D Magazine talks to the daughter of I. M. Pei, the architect of Dallas' City Hall, about the proposal to tear it down.

Evil MoPac talks to Austin journalist Hannah Rucker about her work with foster children.

Robert Wilonsky is back in the journalism saddle. Good deal.  

June 16, 2026

Reporting from the Tex-ass GOP confab

For the Monthly, CD Hooks wrote about heading to the state GOP confab, complete with its ousting of current chair Abraham George and his replacement with another far-right wingnut-squared. He adds observations that Scott Presler, aka The Pustulence as I call him on Shitter (and did not know he was gay) was in town campaigning for Kenny Boy. 

The Trib stuck its nose in as well, noting unity is still not there, to the point that state House Speaker Dustin Burrows, the first to attend a GOP convention, got booed. 

It adds this note about Dannie Goeb and Big John still fighting:

In his Friday speech, Lt. Gov. Dan Patrick suggested that U.S. Sen. John Cornyn was a “sore loser” after being defeated in his primary runoff by Attorney General Ken Paxton. He chastised Cornyn for making “bad comments” after the May 26 race and not backing Paxton. 
“Patrick is worried about losing in November,” Cornyn said Saturday. “He should be.

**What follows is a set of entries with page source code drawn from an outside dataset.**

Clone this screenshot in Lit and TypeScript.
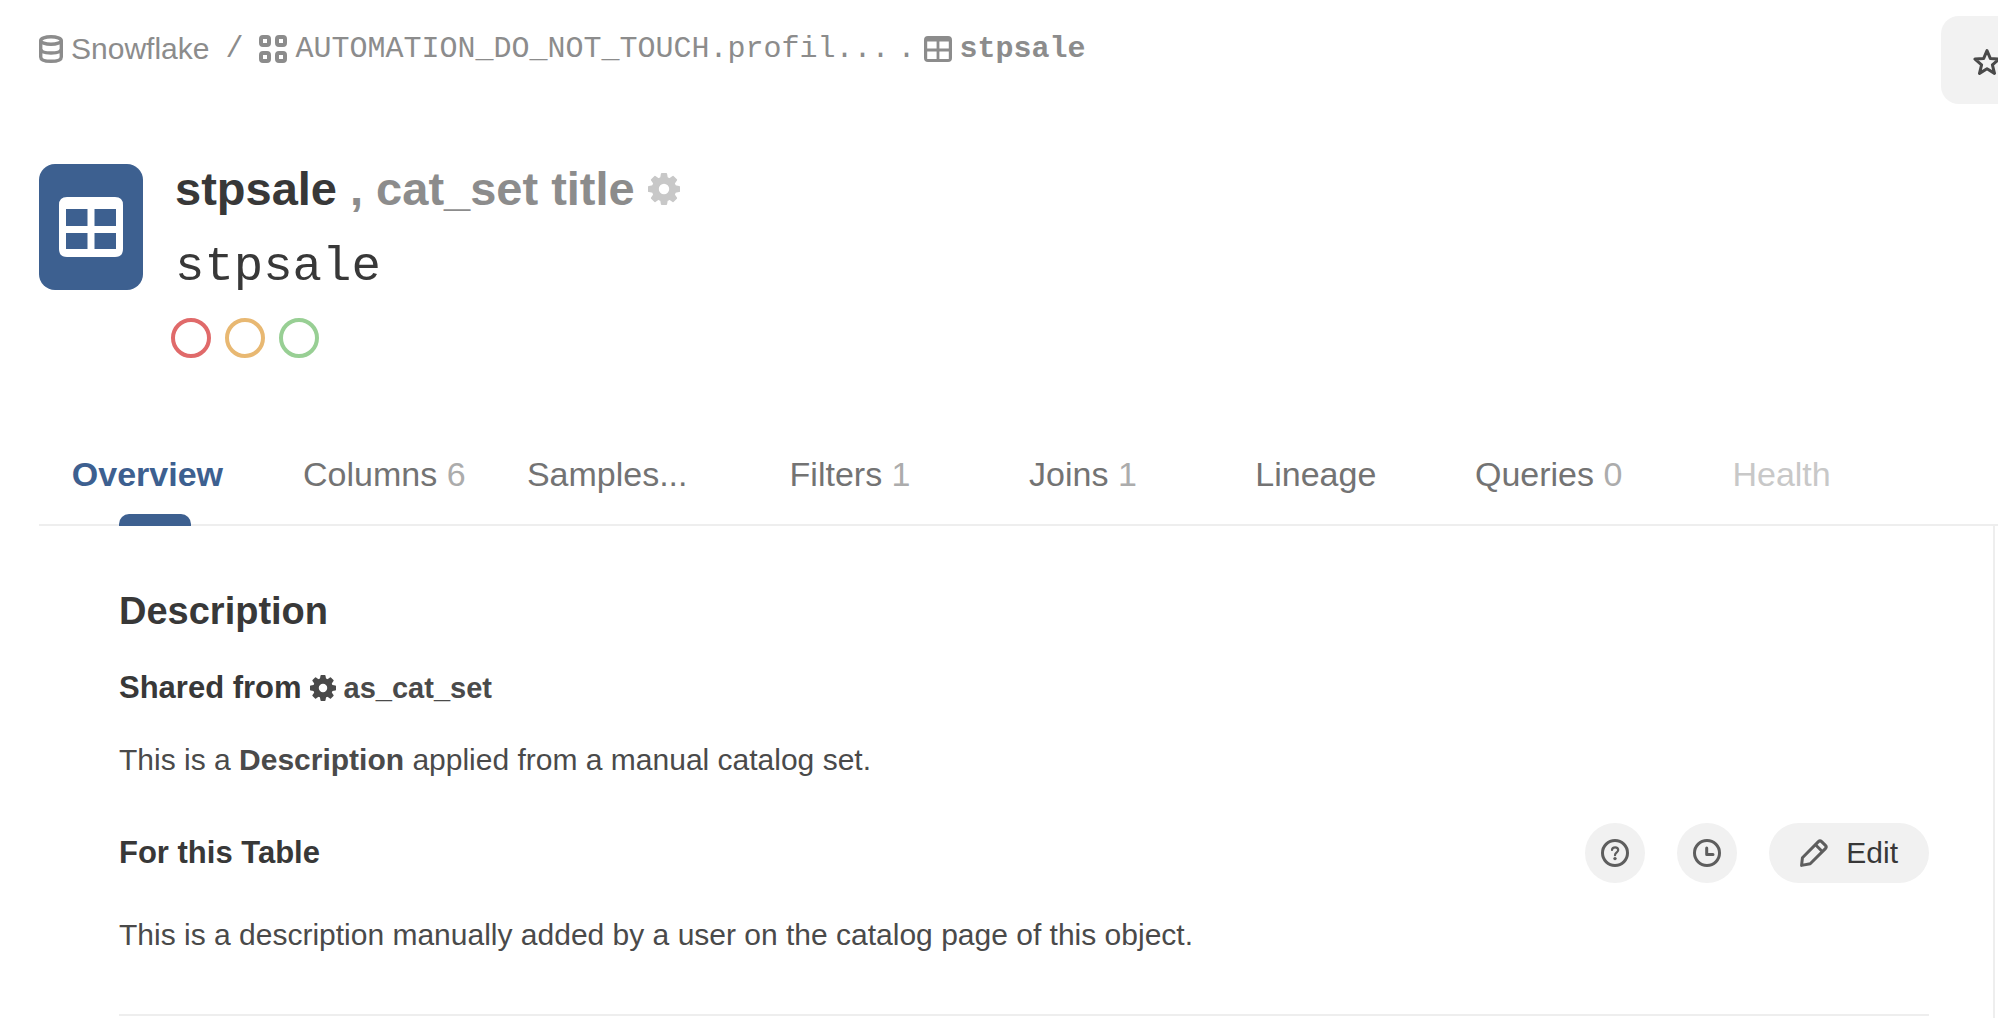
import { LitElement, html, css, svg } from "lit";
import { customElement, state } from "lit/decorators.js";
import { classMap } from "lit/directives/class-map.js";

/* Eight-toothed cog: teeth are rotated copies of one block around a ring. */
const gear = html`<svg class="gear" viewBox="0 0 32 32" aria-hidden="true">
  ${[0, 45, 90, 135, 180, 225, 270, 315].map(
    (a) => svg`<path d="M12 6 12.900 .8Q13 0 13.800 0H18.200Q19 0 19.100 .8L20 6Z" fill="currentColor" transform="rotate(${a} 16 16)"/>`
  )}
  <circle cx="16" cy="16" r="8.7" fill="none" stroke="currentColor" stroke-width="7" />
</svg>`;

const database = html`<svg class="icon db" viewBox="0 0 24 28" aria-hidden="true">
  <g fill="none" stroke="currentColor" stroke-width="3.400">
    <ellipse cx="12" cy="5.5" rx="10.3" ry="3.8" />
    <path d="M1.7 5.5V22C1.7 24.800 6 26.300 12 26.300S22.300 24.800 22.300 22V5.5" />
    <path d="M1.7 14C1.7 16.800 6 18 12 18S22.300 16.800 22.300 14" />
  </g>
</svg>`;

const schema = html`<svg class="icon" viewBox="0 0 28 28" aria-hidden="true">
  <g fill="none" stroke="currentColor" stroke-width="4">
    <rect x="2" y="2" width="8" height="8" rx="2" />
    <rect x="18" y="2" width="8" height="8" rx="2" />
    <rect x="2" y="18" width="8" height="8" rx="2" />
    <rect x="18" y="18" width="8" height="8" rx="2" />
  </g>
</svg>`;

const tableSmall = html`<svg class="icon" viewBox="0 0 28 28" aria-hidden="true">
  <path fill="currentColor" fill-rule="evenodd"
    d="M4 1H24Q28 1 28 5V23Q28 27 24 27H4Q0 27 0 23V5Q0 1 4 1ZM3.200 6.5V13.500H12.6V6.5ZM15.4 6.5V13.500H24.800V6.5ZM3.200 16.500V24H12.6V16.500ZM15.4 16.500V24H24.800V16.500Z" />
</svg>`;

const tableLarge = html`<svg class="table-glyph" viewBox="0 0 64 60" aria-hidden="true">
  <path fill="#fff" fill-rule="evenodd"
    d="M8 0H56Q64 0 64 8V52Q64 60 56 60H8Q0 60 0 52V8Q0 0 8 0ZM7 12V29H28.5V12ZM35.5 12V29H57V12ZM7 36V52H28.5V36ZM35.5 36V52H57V36Z" />
</svg>`;

const star = html`<svg class="star" viewBox="0 0 28 28" aria-hidden="true">
  <path fill="none" stroke="currentColor" stroke-width="3" stroke-linejoin="round"
    d="M14 2.6 17.3 10.4 26 11.1 19.4 16.8 21.5 25.4 14 20.8 6.5 25.4 8.6 16.8 2 11.1 10.7 10.4Z" />
</svg>`;

const help = html`<svg class="icon" viewBox="0 0 28 28" aria-hidden="true">
  <g fill="none" stroke="currentColor" stroke-linecap="round">
    <circle cx="14" cy="14" r="12.5" stroke-width="3" />
    <path d="M11 11C11 7.400 17.200 7.400 17.200 11C17.200 13.300 14 13.400 14 16.200" stroke-width="2.200" />
  </g>
  <circle cx="14" cy="19.600" r="1.700" fill="currentColor" />
</svg>`;

const clock = html`<svg class="icon" viewBox="0 0 28 28" aria-hidden="true">
  <g fill="none" stroke="currentColor" stroke-width="3" stroke-linejoin="round" stroke-linecap="round">
    <circle cx="14" cy="14" r="12.5" />
    <path d="M13.700 9V15.500H20" />
  </g>
</svg>`;

const pencil = html`<svg class="icon" viewBox="0 0 28 28" aria-hidden="true">
  <g fill="none" stroke="currentColor" stroke-width="3" stroke-linejoin="round">
    <path d="M1.600 26.400 2.400 18.800 18.400 2.600Q20 1 21.600 2.600L25.400 6.400Q27 8 25.400 9.600L10.200 24.800Z" />
    <path d="M15.800 6 22 12.200" />
  </g>
</svg>`;

interface Tab {
  label: string;
  count?: number;
  trail?: "wide" | "mid";
  disabled?: boolean;
}

const TABS: Tab[] = [
  { label: "Overview", trail: "mid" },
  { label: "Columns", count: 6 },
  { label: "Samples...", trail: "wide" },
  { label: "Filters", count: 1 },
  { label: "Joins", count: 1 },
  { label: "Lineage" },
  { label: "Queries", count: 0 },
  { label: "Health", disabled: true },
];

@customElement("app-root")
export class AppRoot extends LitElement {
  @state() private active = "Overview";

  static styles = css`
    :host {
      display: flex;
      flex-direction: column;
      box-sizing: border-box;
      min-height: 100vh;
      padding-left: 39px;
      overflow: hidden;
      background: #fff;
      color: #4a4a4a;
      font-family: "Liberation Sans", Arial, sans-serif;
      font-size: 30px;
      line-height: 40px;
    }
    * { box-sizing: border-box; }
    h1, h2, h3, p { margin: 0; }
    a { color: inherit; text-decoration: none; }
    button { border: 0; margin: 0; padding: 0; background: none; font: inherit; color: inherit; cursor: pointer; }
    svg { display: block; flex: none; }
    .mono { font-family: "Liberation Mono", "Courier New", monospace; }
    .icon { width: 28px; height: 28px; }
    .db { width: 24px; }

    .topbar { display: flex; justify-content: space-between; align-items: flex-start; padding-top: 16px; }
    .crumbs { display: flex; align-items: center; gap: 8px; padding-top: 13px; color: #8c8c8c; white-space: nowrap; }
    .crumb { display: flex; align-items: center; gap: 8px; }
    .slash { padding: 0 8px; }
    .current { font-weight: 700; }
    .favorite {
      display: flex;
      align-items: center;
      width: 57px;
      height: 88px;
      padding: 4px 0 0 32px;
      border-radius: 18px 0 0 18px;
      background: #f2f2f2;
      overflow: hidden;
    }
    .star { width: 28px; height: 28px; }

    .header { display: flex; gap: 28px; padding-top: 57px; }
    .badge {
      display: flex;
      align-items: center;
      justify-content: center;
      width: 104px;
      height: 126px;
      margin-top: 3px;
      border-radius: 16px;
      background: #3d6090;
    }
    .table-glyph { width: 64px; height: 60px; }
    .titles { display: flex; flex-direction: column; gap: 18px; color: #383838; }
    .title { display: flex; align-items: center; padding-left: 4px; font-size: 47px; line-height: 56px; white-space: nowrap; }
    .alt { padding: 0 13px; color: #8c8c8c; }
    .title .gear { width: 32px; height: 32px; color: #c8c8c8; }
    .name { padding-left: 4px; font-size: 49px; line-height: 65px; }
    .flags { display: flex; gap: 14px; }
    .flag { width: 40px; height: 40px; border: 4px solid; border-radius: 50%; }
    .red { border-color: #e06a6a; }
    .amber { border-color: #e8b872; }
    .green { border-color: #98cf94; }

    .tabs {
      display: grid;
      grid-template-columns: repeat(8, 1fr);
      margin-top: 92px;
      padding-right: 96px;
      border-bottom: 2px solid #eee;
      font-size: 34px;
      line-height: 48px;
      color: #737373;
    }
    .tab { position: relative; height: 74px; padding: 0 8px 26px 0; white-space: nowrap; }
    .tab.mid { padding-right: 16px; }
    .tab.wide { padding-right: 28px; }
    .tab:disabled { color: #c8c8c8; cursor: default; }
    .tab.active { color: #3d6090; font-weight: 700; }
    .tab.active::after {
      content: "";
      position: absolute;
      left: 50%;
      bottom: -2px;
      width: 72px;
      height: 12px;
      margin-left: -36px;
      border-radius: 10px 10px 0 0;
      background: #3d6090;
    }
    .count { color: #acacac; }

    .content {
      flex: 1;
      margin-right: 3px;
      padding: 61px 64px 0 80px;
      border-right: 2px solid #eee;
    }
    .section { padding-bottom: 59px; border-bottom: 2px solid #eee; }
    .heading { font-size: 38px; line-height: 48px; color: #383838; }
    .sub { font-size: 31px; color: #383838; }
    .shared { display: flex; align-items: center; gap: 8px; margin: 33px 0 32px; }
    .set { display: flex; align-items: center; gap: 8px; color: #4a4a4a; font-size: 29px; }
    .set .gear { width: 26px; height: 26px; }
    .own { display: flex; align-items: center; justify-content: space-between; margin: 43px 0 32px; }
    .actions { display: flex; gap: 32px; color: #5e5e5e; }
    .action {
      display: flex;
      align-items: center;
      justify-content: center;
      min-width: 60px;
      height: 60px;
      border-radius: 30px;
      background: #f1f1f1;
    }
    .edit { gap: 18px; padding: 0 31px; }
    .edit-label { color: #383838; }
  `;

  render() {
    return html`
      <div class="topbar">
        <nav class="crumbs" aria-label="Breadcrumb">
          <a class="crumb" href="#source">${database}<span>Snowflake</span></a>
          <span class="mono slash">/</span>
          <a class="crumb mono" href="#schema">${schema}<span>AUTOMATION_DO_NOT_TOUCH.profil...</span></a>
          <span class="mono">.</span>
          <a class="crumb mono current" href="#table">${tableSmall}<span>stpsale</span></a>
        </nav>
        <button class="favorite" aria-label="Favorite">${star}</button>
      </div>

      <header class="header">
        <div class="badge">${tableLarge}</div>
        <div class="titles">
          <h1 class="title"><span>stpsale</span><span class="alt">, cat_set title</span>${gear}</h1>
          <p class="name mono">stpsale</p>
          <div class="flags">
            <button class="flag red" aria-label="Deprecate"></button>
            <button class="flag amber" aria-label="Warn"></button>
            <button class="flag green" aria-label="Endorse"></button>
          </div>
        </div>
      </header>

      <div class="tabs" role="tablist">
        ${TABS.map(
          (t) => html`<button
            role="tab"
            class=${classMap({ tab: true, active: t.label === this.active, mid: t.trail === "mid", wide: t.trail === "wide" })}
            aria-selected=${t.label === this.active ? "true" : "false"}
            ?disabled=${t.disabled}
            @click=${() => (this.active = t.label)}
          >${t.label}${t.count === undefined ? "" : html` <span class="count">${t.count}</span>`}</button>`
        )}
      </div>

      <main class="content">
        <section class="section">
          <h2 class="heading">Description</h2>
          <h3 class="sub shared">Shared from <a class="set" href="#set">${gear}<span>as_cat_set</span></a></h3>
          <p>This is a <b>Description</b> applied from a manual catalog set.</p>
          <div class="own">
            <h3 class="sub">For this Table</h3>
            <div class="actions">
              <button class="action" aria-label="Help">${help}</button>
              <button class="action" aria-label="History">${clock}</button>
              <button class="action edit">${pencil}<span class="edit-label">Edit</span></button>
            </div>
          </div>
          <p>This is a description manually added by a user on the catalog page of this object.</p>
        </section>
      </main>
    `;
  }
}
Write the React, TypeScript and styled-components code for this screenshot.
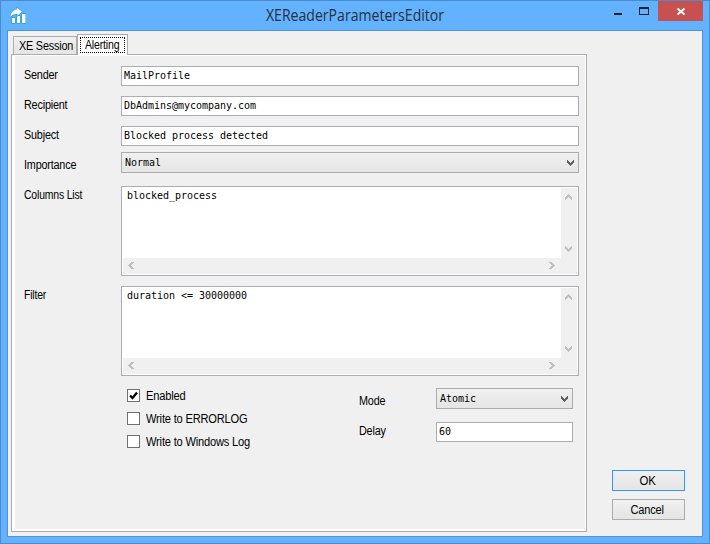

Hah! That said, wake me up when Big John shakes himself free of Donald John in DC.

But, per that piece, the Islamophobia bullshit remains the biggest crowd-pleaser. 

The Trib also notes that beyond the usual nuttery about Sharia law, Strangeabbott also repeated the usual nuttery about 2/3 votes for local property tax increases. 

Strangeabbott's bullshit executive order on data centers

Two weeks ago, I wrote about how Kuff was surely wrong on issues with data centers were a big campaign issue for Democrats, or could be.

Well, now we have Strangeabbott's order on firm electric supply (though the issue of needing water was left semi-AWOL) insuring this isn't a Democratic talking point. And, yes, Strangeabbott did talk about them needing a closed-loop water supply, but the water in that closed loop can still be stolen from existing water, exacerbated by the fact that Tex-ass still thinks groundwater and riverine water are largely separate things.

That is only one part of how this is more bullshit as politics than anything else. 

It should also be noted that Strangeabbott's executive order says not a thing about cryptomining. The Observer notes a cryptomine in water-starved Corpus Christi used 11 million gallons last year, and this year, its water usage is being hidden. Oh? State law allows Corpus to hide individual users' water consumption. 

So, first of all, wake me up when Strangeabbott has a similar executive order on crypotomines.

Secondly, wake me up when both EOs say more about water usage, and water pollution.

Thirdly, wake me up when they mention noise pollution.